Great things continue to happen in London, but we have inadvertently become complacent about continuing positive change. In doing so, we have returned to some of the conditions we set out to resolve 20 years ago. With new challenges. In the face of this, I believe we need to better understand how we shape a London that responds to its current position and change. We need to examine what is required now to achieve a city, whether it is static or growing, to steward good, and equitable, growth and change. We want attractive places to be, and live, that accommodate our diverse lives and livelihoods, incomes and abilities. We want good jobs, and schools and social infrastructure, in a city that functions well.

 

To help achieve that, we need to understand how our city both is now, and will change in the next decade and beyond, anticipating as far as possible the shape of change and its impact on our built environment and growth.
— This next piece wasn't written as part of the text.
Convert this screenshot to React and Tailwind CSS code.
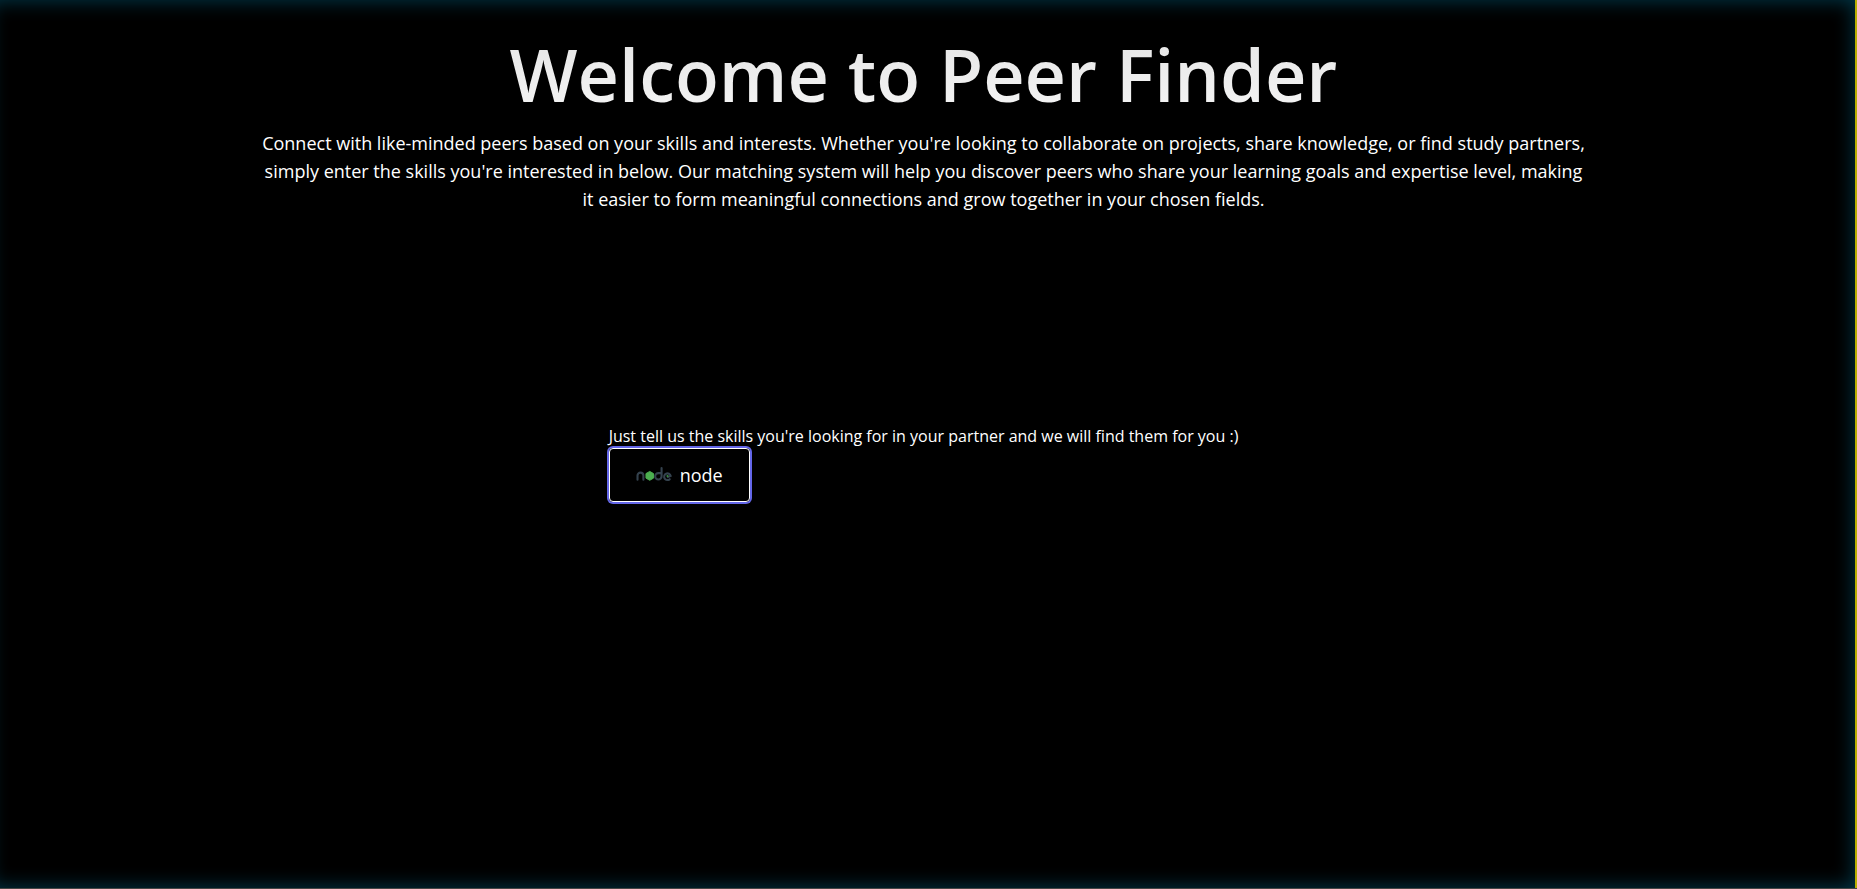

We need to explore how this supports Londoners to shape equitable, liveable places, and how people embrace, not fear or distrust, the impact of a 21st century city that is evolving at a pace.

 

In the late 1990s, shaping quality of life meant creating more walkable streets, better public realm and enjoying a continental European coffee culture – or what Jan Gehl calls “public life”.

 

Twenty years on since I delivered CLP’s first action plan, which catalysed innovation and many positive changes, quality of life has a greater, deeper urgency, far and away beyond York stone paving, fountains and a flat white coffee. I am exploring what this means through ‘London 3.0’, an enquiry into what the next iteration of ‘good looks like’ for London, to achieve what we desire for our city and our communities, in a way that harnesses what we value. I will write more about this in the coming months in this column, as contributing editor for The Developer.

 

Back in Mexico, my new Chilango pals are starting from a more complicated position: of significant poverty, scale and inherent corruption and crime. Yet they are steadfastly doing what they can do, focusing down on specific neighbourhoods and issues where they can make a difference, laying the path for positive change.